Can the Witness Drop a Restraining Order?

Orders of protection or restraining orders are different from domestic violence arrests. Therefore, a victim could request that the court revoke an order of protection or protective order. However, if a criminal matter is pending, orders in the criminal case would remain in effect.

For example, if the judge placed conditions on the defendant’s release, such as staying away from the alleged victim, the defendant must abide by that order. Violating the order could result in going back to jail until trial.

Are There Collateral Consequences for a Domestic Violence Charge?

Domestic violence charges are a serious criminal offense. A guilty verdict could have numerous consequences. You could be fined and serve time in prison.

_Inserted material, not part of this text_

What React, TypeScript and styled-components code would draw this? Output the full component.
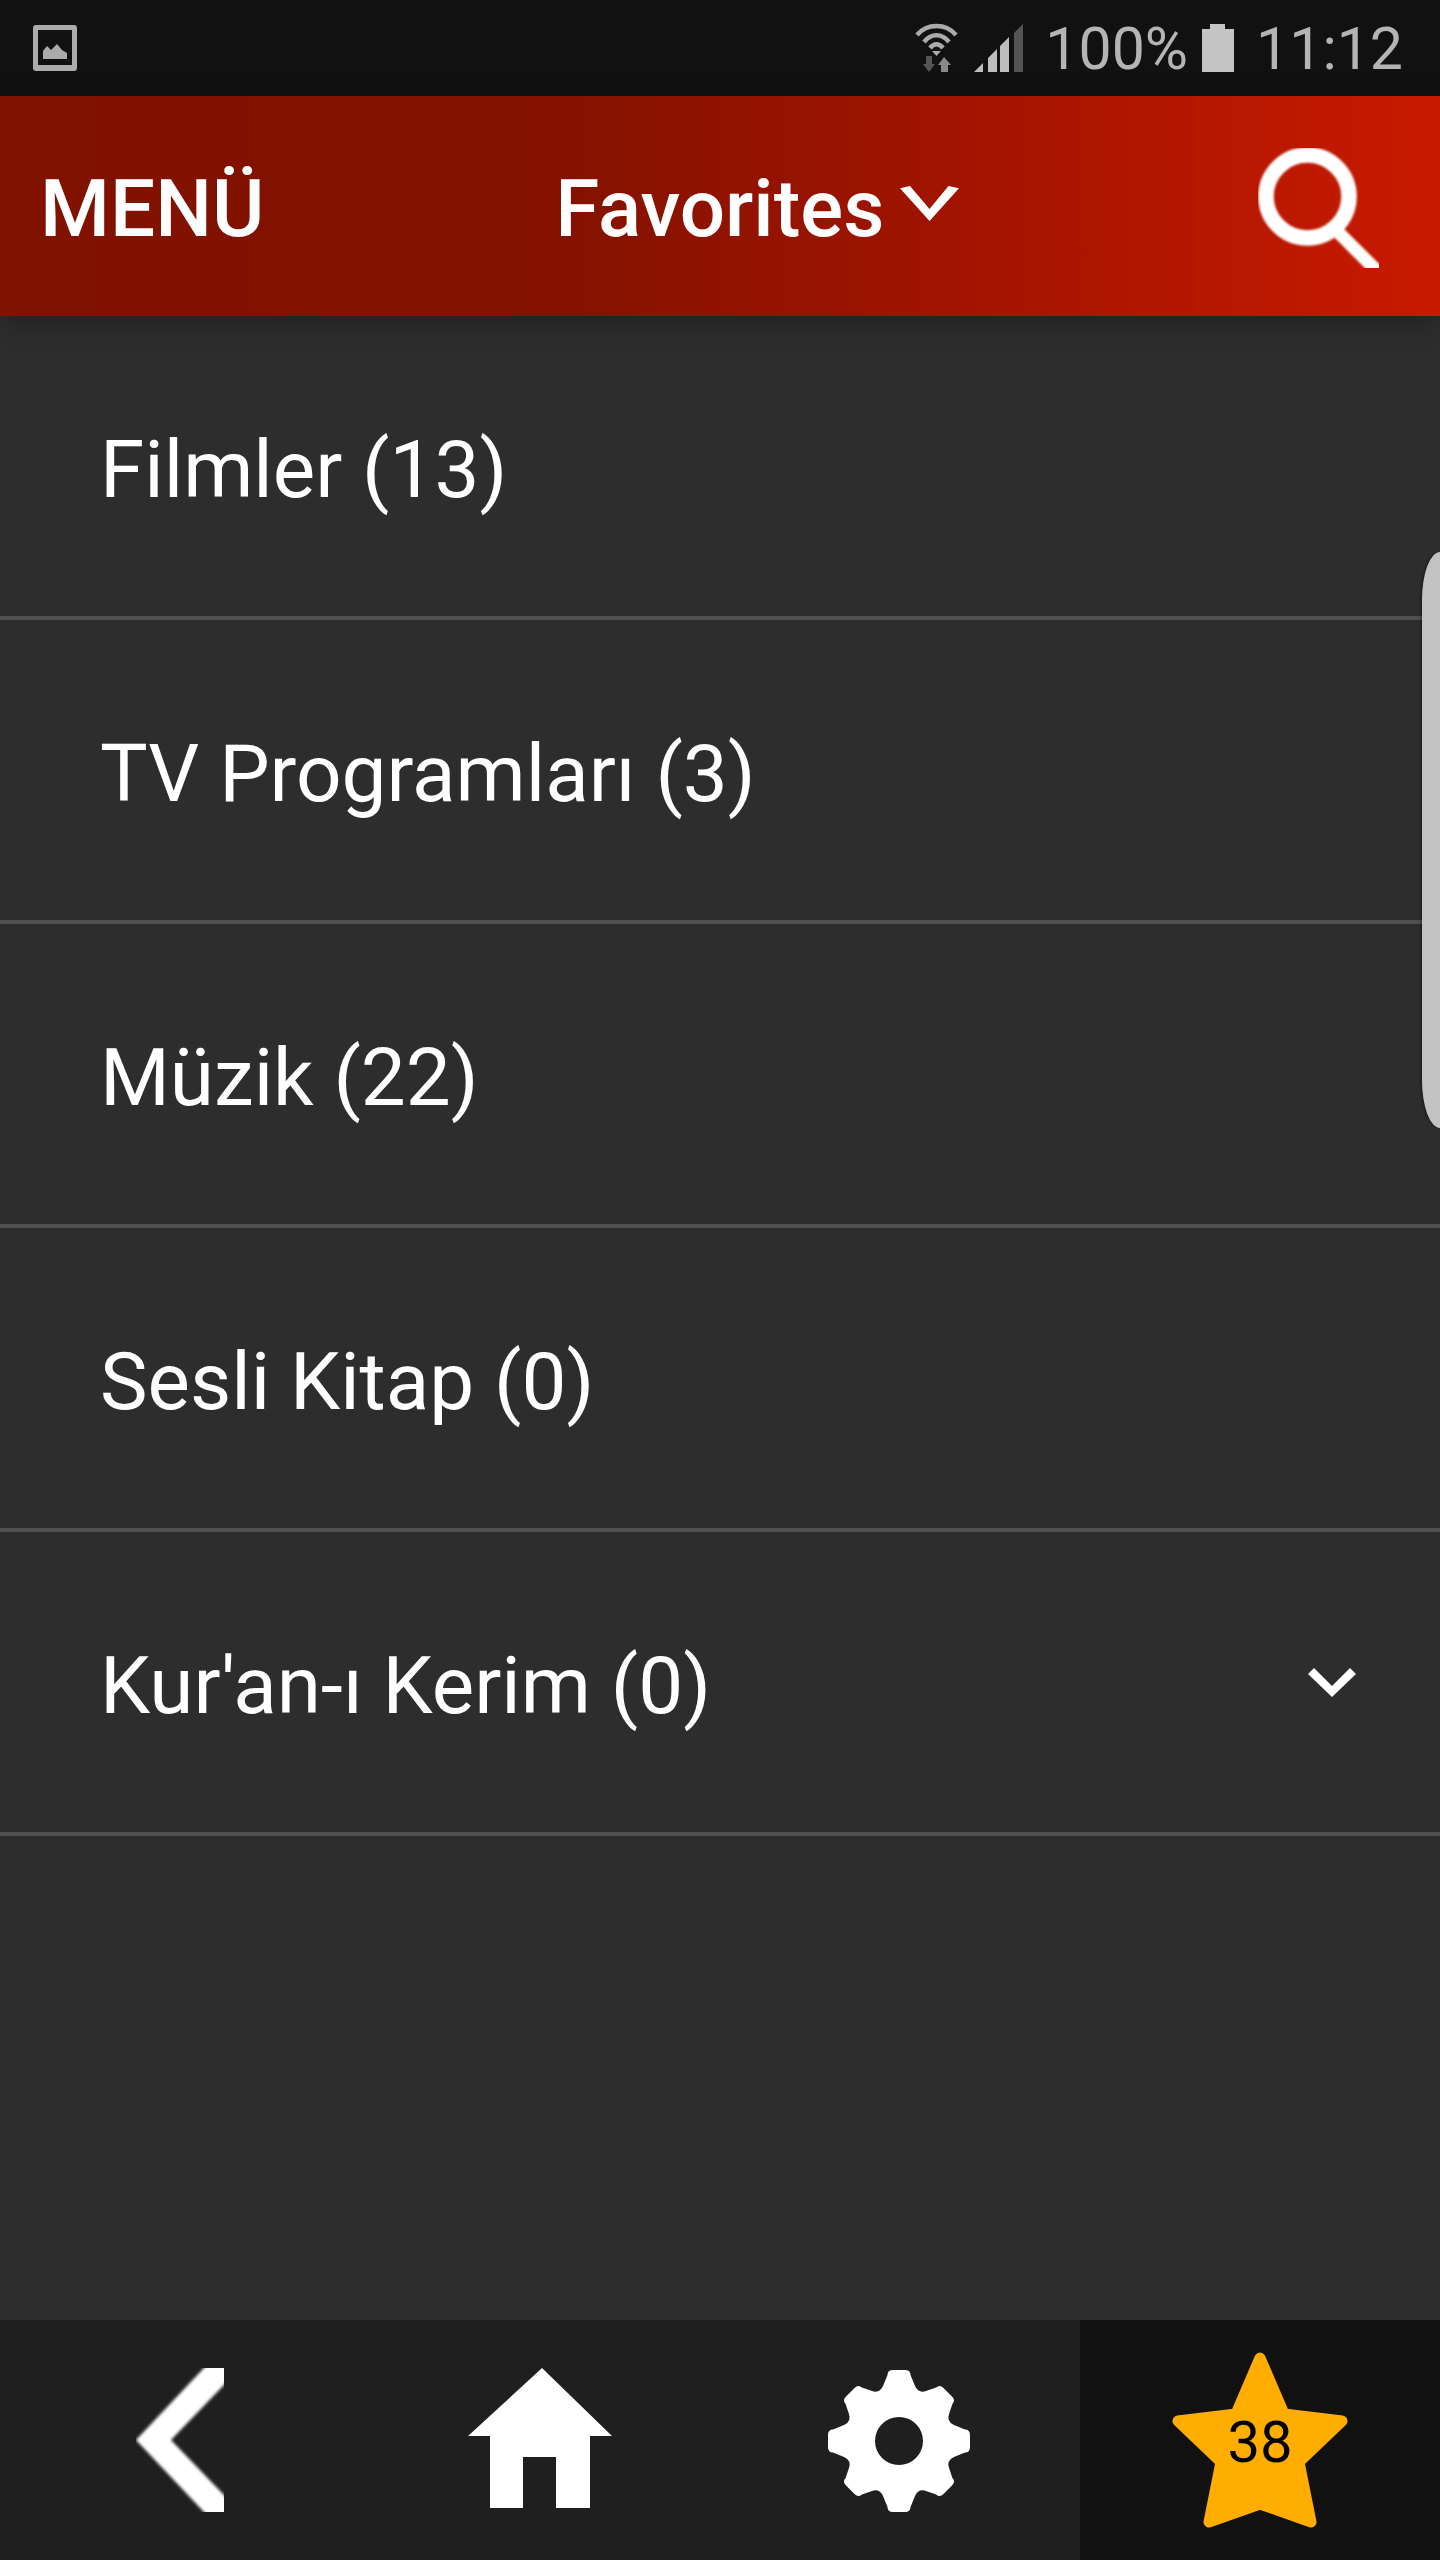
import React from "react";
import styled, { createGlobalStyle } from "styled-components";

const Global = createGlobalStyle`
  html, body { margin: 0; padding: 0; background: #2d2d2d; }
  * { box-sizing: border-box; }
`;

const Screen = styled.div`
  position: relative;
  width: 1440px;
  height: 2560px;
  display: flex;
  flex-direction: column;
  overflow: hidden;
  background: #2d2d2d;
  font-family: Roboto, "Liberation Sans", sans-serif;
  color: #fff;
`;

const StatusBar = styled.div`
  height: 96px;
  flex: none;
  background: #111;
  display: flex;
  align-items: flex-start;
  padding: 23px 37px 0 33px;
  color: #b4b4b4;
`;

const StatusIcon = styled.svg<{ $ml?: number; $mt?: number }>`
  display: block;
  flex: none;
  margin-left: ${(p) => p.$ml ?? 0}px;
  margin-top: ${(p) => p.$mt ?? 0}px;
`;

const StatusSpacer = styled.div`
  flex: 1;
`;

const StatusText = styled.span<{ $ml: number }>`
  font-size: 59px;
  font-weight: 400;
  line-height: 52px;
  margin-left: ${(p) => p.$ml}px;
  white-space: nowrap;
`;

const Header = styled.header`
  position: relative;
  z-index: 1;
  height: 220px;
  flex: none;
  display: flex;
  align-items: center;
  padding: 0 61px 0 40px;
  background: linear-gradient(90deg, #801200 0%, #851200 40%, #a01400 65%, #c81a00 100%);
  box-shadow: 0 6px 26px rgba(0, 0, 0, 0.28);
`;

const HeaderLabel = styled.span`
  font-size: 80px;
  font-weight: 500;
  line-height: 1;
  padding-top: 6px;
  white-space: nowrap;
`;

const TitleGroup = styled.div`
  display: flex;
  align-items: center;
  margin-left: 291px;
  flex: 1;
`;

const HeaderChevron = styled.svg`
  display: block;
  margin-left: 16px;
  margin-top: -5px;
`;

const SearchIcon = styled.svg`
  display: block;
  margin-top: 4px;
`;

const List = styled.main`
  flex: 1;
  display: flex;
  flex-direction: column;
`;

const Row = styled.div`
  height: 304px;
  flex: none;
  display: flex;
  align-items: center;
  justify-content: space-between;
  padding: 0 84px 0 100px;
  border-bottom: 4px solid #505050;
`;

const RowLabel = styled.span`
  font-size: 80px;
  font-weight: 400;
  line-height: 1;
  padding-top: 7px;
  white-space: nowrap;
`;

const EdgeHandle = styled.div`
  position: absolute;
  right: 0;
  top: 552px;
  width: 18px;
  height: 576px;
  background: #c2c2c2;
  border-radius: 18px 0 0 18px / 48px 0 0 48px;
  box-shadow: -2px 0 2px rgba(0, 0, 0, 0.25);
`;

const BottomNav = styled.nav`
  height: 240px;
  flex: none;
  display: grid;
  grid-template-columns: repeat(4, 360px);
  background: #1f1f1f;
`;

const NavCell = styled.div<{ $active?: boolean }>`
  position: relative;
  display: flex;
  align-items: center;
  justify-content: center;
  background: ${(p) => (p.$active ? "#111" : "transparent")};
`;

const NavIcon = styled.svg<{ $ml?: number; $mt?: number }>`
  display: block;
  margin-left: ${(p) => p.$ml ?? 0}px;
  margin-top: ${(p) => p.$mt ?? 0}px;
`;

const StarCount = styled.span`
  position: absolute;
  left: 0;
  right: 0;
  top: 88px;
  text-align: center;
  font-size: 58px;
  line-height: 68px;
  color: #000;
`;

function gearPath(): string {
  const rad = (d: number) => (d * Math.PI) / 180;
  const pt = (r: number, a: number, off: number) => {
    const c = Math.cos(rad(a));
    const s = Math.sin(rad(a));
    return `${(75 + r * c - off * s).toFixed(1)} ${(75 + r * s + off * c).toFixed(1)}`;
  };
  let d = "";
  for (let i = 0; i < 8; i++) {
    const a = i * 45 - 90;
    const tip = i % 2 === 0 ? 71 : 69;
    const start = pt(55, a, -16);
    d += i === 0 ? `M${start}` : `Q${pt(51, a - 22.5, 0)} ${start}`;
    d += `L${pt(tip - 5, a, -11.5)}Q${pt(tip, a, -11.5)} ${pt(tip, a, -6)}`;
    d += `L${pt(tip, a, 6)}Q${pt(tip, a, 11.5)} ${pt(tip - 5, a, 11.5)}L${pt(55, a, 16)}`;
  }
  d += `Q${pt(51, -112.5, 0)} ${pt(55, -90, -16)}Z`;
  d += "M75 51a24 24 0 1 0 0 48a24 24 0 1 0 0-48Z";
  return d;
}

const items = ["Filmler (13)", "TV Programları (3)", "Müzik (22)", "Sesli Kitap (0)", "Kur'an-ı Kerim (0)"];

export default function App() {
  return (
    <Screen>
      <Global />
      <StatusBar>
        <StatusIcon width="44" height="46" viewBox="0 0 44 46" $mt={2}>
          <path
            fillRule="evenodd"
            fill="#ababab"
            d="M3 0h38a3 3 0 0 1 3 3v40a3 3 0 0 1-3 3H3a3 3 0 0 1-3-3V3a3 3 0 0 1 3-3ZM5 5v35h34V5Z"
          />
          <path fill="#ababab" d="M10 34V26l4-5 4 4 6-6 5 6 5 3v6Z" />
        </StatusIcon>
        <StatusSpacer />
        <StatusIcon width="43" height="49" viewBox="0 0 43 49">
          <g fill="none" stroke="#ababab" strokeWidth="4.5">
            <path d="M2 12C12 0 31 0 41 12" />
            <path d="M9 19C16 10 27 10 34 19" />
            <path d="M15 25C19 20 24 20 28 25" />
          </g>
          <path fill="#ababab" d="M17 28h9l-4.500 5Z" />
          <path fill="#555" d="M11 33h6v8h3l-6 8-6-8h3Z" />
          <path fill="#8a8a8a" d="M29 34l7 8h-3v7h-7v-7h-3Z" />
        </StatusIcon>
        <StatusIcon width="49" height="48" viewBox="0 0 49 48" $ml={16} $mt={1}>
          <path fill="#bdbdbd" d="M0 48l9-9v9ZM14 34l9-9v23h-9ZM26 22l9-9v35h-9Z" />
          <path fill="#555" d="M40 9l9-9v48h-9Z" />
        </StatusIcon>
        <StatusText $ml={22}>100%</StatusText>
        <StatusIcon width="32" height="48" viewBox="0 0 32 48" $ml={14} $mt={1}>
          <path fill="#c4c4c4" d="M8 0h15v5h9v43H0V5h8Z" />
        </StatusIcon>
        <StatusText $ml={22}>11:12</StatusText>
      </StatusBar>

      <Header>
        <HeaderLabel>MENÜ</HeaderLabel>
        <TitleGroup>
          <HeaderLabel>Favorites</HeaderLabel>
          <HeaderChevron width="59" height="35" viewBox="0 0 59 35">
            <path fill="#fff" d="M0 2.300L10 0l19.500 23L48.500 0 59 2.300 29.500 35Z" />
          </HeaderChevron>
        </TitleGroup>
        <SearchIcon width="121" height="120" viewBox="0 0 121 120">
          <defs>
            <filter id="soft" x="-20%" y="-20%" width="140%" height="140%">
              <feGaussianBlur stdDeviation="0.9" />
            </filter>
          </defs>
          <g fill="none" stroke="#fff" filter="url(#soft)">
            <circle cx="49.500" cy="48.500" r="41.500" strokeWidth="15.500" />
            <path d="M80 84L130 134" strokeWidth="13" />
          </g>
        </SearchIcon>
      </Header>

      <List>
        {items.map((item, i) => (
          <Row key={item}>
            <RowLabel>{item}</RowLabel>
            {i === items.length - 1 && (
              <svg width="48" height="29" viewBox="0 0 48 29">
                <path fill="#fff" d="M0 6l6-6 18 18L42 0l6 6-24 23Z" />
              </svg>
            )}
          </Row>
        ))}
      </List>

      <EdgeHandle />

      <BottomNav>
        <NavCell>
          <NavIcon width="88" height="144" viewBox="0 0 88 144">
            <defs>
              <filter id="softBack" x="-20%" y="-20%" width="140%" height="140%">
                <feGaussianBlur stdDeviation="1.400" />
              </filter>
            </defs>
            <path
              fill="#fff"
              filter="url(#softBack)"
              d="M0 72L75.500-8H98V6.600L35 72l63 65.400V152H75.500Z"
            />
          </NavIcon>
        </NavCell>
        <NavCell>
          <NavIcon width="144" height="140" viewBox="0 0 144 140" $mt={-4}>
            <path fill="#fff" fillRule="evenodd" d="M74 0l70 68h-22v72H22V68H0ZM55 89v51h33V89Z" />
          </NavIcon>
        </NavCell>
        <NavCell>
          <NavIcon width="150" height="150" viewBox="0 0 150 150" $ml={-2} $mt={2}>
            <path fill="#fff" fillRule="evenodd" d={gearPath()} />
          </NavIcon>
        </NavCell>
        <NavCell $active>
          <NavIcon width="176" height="176" viewBox="0 0 176 176">
            <path
              fill="#ffae00"
              stroke="#ffae00"
              strokeWidth="11"
              strokeLinejoin="round"
              d="M88 6L112 62L170 69L127 110L139 170L88 152L37 170L49 110L6 69L64 62Z"
            />
          </NavIcon>
          <StarCount>38</StarCount>
        </NavCell>
      </BottomNav>
    </Screen>
  );
}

You will have a criminal record, which could impact decisions related to career choices and higher education. You might be unable to qualify for some government programs. It could be difficult to find a place to live. Your gun rights may also be restricted.

If you are involved in a custody dispute, a record of domestic violence could result in sole custody for the other parent. In some cases, your visitation rights might be restricted, or the judge may order supervised visitation.

What Should I Do if I Am Charged with Domestic Violence in California?

If you are accused or arrested on domestic violence charges, contact a criminal defense attorney immediately. Do not resist arrest, but also avoid answering questions or making a statement. Exercise your right to remain silent except for stating that you want a lawyer.

Do not contact the alleged victim, including through the victim’s friends, family members, and co-workers. Obey all conditions of your release if the judge grants bond. Stay as far away from the alleged victim as possible.

Write down as much information about the incident as you can remember, including any witnesses’ names and contact information. If the incident was a continuation of an argument or a problem with the victim, print all text messages, emails, and other written communication between you and the victim. Give all of this information to your attorney.

Some individuals use false allegations of domestic violence as weapons. They may accuse their partner of domestic violence to get an advantage during a divorce or custody battle. The false allegations could be a form of revenge for a bad breakup.

Whatever the reason might be, protect yourself by contacting an attorney as soon as possible to discuss your options for defending domestic violence charges. You could have one or more defenses to the charges, including claiming self-defense.